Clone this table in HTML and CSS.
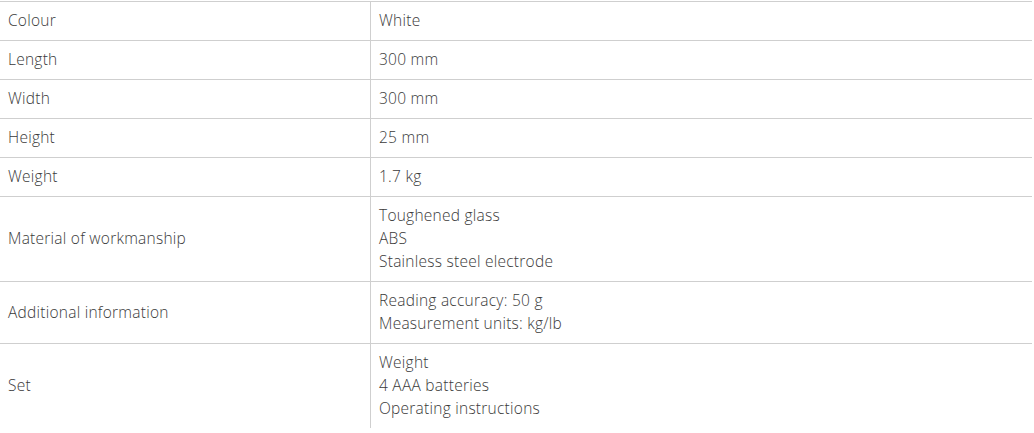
FILE: index.html
```html
<!DOCTYPE html>
<html lang="en">
<head>
<meta charset="utf-8">
<title>Specifications</title>
<link rel="stylesheet" href="styles.css">
</head>
<body>
<table class="specs">
  <tbody>
    <tr><td class="key">Colour</td><td class="val">White</td></tr>
    <tr><td class="key">Length</td><td class="val">300 mm</td></tr>
    <tr><td class="key">Width</td><td class="val">300 mm</td></tr>
    <tr><td class="key">Height</td><td class="val">25 mm</td></tr>
    <tr><td class="key">Weight</td><td class="val">1.7 kg</td></tr>
    <tr><td class="key">Material of workmanship</td><td class="val">Toughened glass<br>ABS<br>Stainless steel electrode</td></tr>
    <tr><td class="key">Additional information</td><td class="val">Reading accuracy: 50 g<br>Measurement units: kg/lb</td></tr>
    <tr class="last"><td class="key">Set</td><td class="val">Weight<br>4 AAA batteries<br>Operating instructions</td></tr>
  </tbody>
</table>
</body>
</html>
```
FILE: styles.css
```css
html, body {
  margin: 0;
  padding: 0;
  background: #fff;
}
body {
  padding-top: 1px;
}
.specs {
  width: 1032px;
  border-collapse: collapse;
  font-family: "Open Sans", "Liberation Sans", sans-serif;
  font-size: 15.5px;
  font-weight: 300;
  letter-spacing: 0.25px;
  line-height: 23px;
  color: #3a3a3a;
  border-top: 1px solid #cfcfcf;
}
.specs td {
  padding: 7px 8px 8px 8px;
  vertical-align: middle;
  border-bottom: 1px solid #cfcfcf;
}
.specs tr.last td {
  border-bottom: none;
}
.specs .key {
  width: 354px;
  border-right: 1px solid #cfcfcf;
}
```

********************

INSTRUCTIONS FOR THE TASK:
Reproduce every line exactly and omit all pictures.

EXERCISE OUTPUT:
Clone this table in HTML and CSS.
FILE: index.html
```html
<!DOCTYPE html>
<html lang="en">
<head>
<meta charset="utf-8">
<title>Specifications</title>
<link rel="stylesheet" href="styles.css">
</head>
<body>
<table class="specs">
  <tbody>
    <tr><td class="key">Colour</td><td class="val">White</td></tr>
    <tr><td class="key">Length</td><td class="val">300 mm</td></tr>
    <tr><td class="key">Width</td><td class="val">300 mm</td></tr>
    <tr><td class="key">Height</td><td class="val">25 mm</td></tr>
    <tr><td class="key">Weight</td><td class="val">1.7 kg</td></tr>
    <tr><td class="key">Material of workmanship</td><td class="val">Toughened glass<br>ABS<br>Stainless steel electrode</td></tr>
    <tr><td class="key">Additional information</td><td class="val">Reading accuracy: 50 g<br>Measurement units: kg/lb</td></tr>
    <tr class="last"><td class="key">Set</td><td class="val">Weight<br>4 AAA batteries<br>Operating instructions</td></tr>
  </tbody>
</table>
</body>
</html>
```
FILE: styles.css
```css
html, body {
  margin: 0;
  padding: 0;
  background: #fff;
}
body {
  padding-top: 1px;
}
.specs {
  width: 1032px;
  border-collapse: collapse;
  font-family: "Open Sans", "Liberation Sans", sans-serif;
  font-size: 15.5px;
  font-weight: 300;
  letter-spacing: 0.25px;
  line-height: 23px;
  color: #3a3a3a;
  border-top: 1px solid #cfcfcf;
}
.specs td {
  padding: 7px 8px 8px 8px;
  vertical-align: middle;
  border-bottom: 1px solid #cfcfcf;
}
.specs tr.last td {
  border-bottom: none;
}
.specs .key {
  width: 354px;
  border-right: 1px solid #cfcfcf;
}
```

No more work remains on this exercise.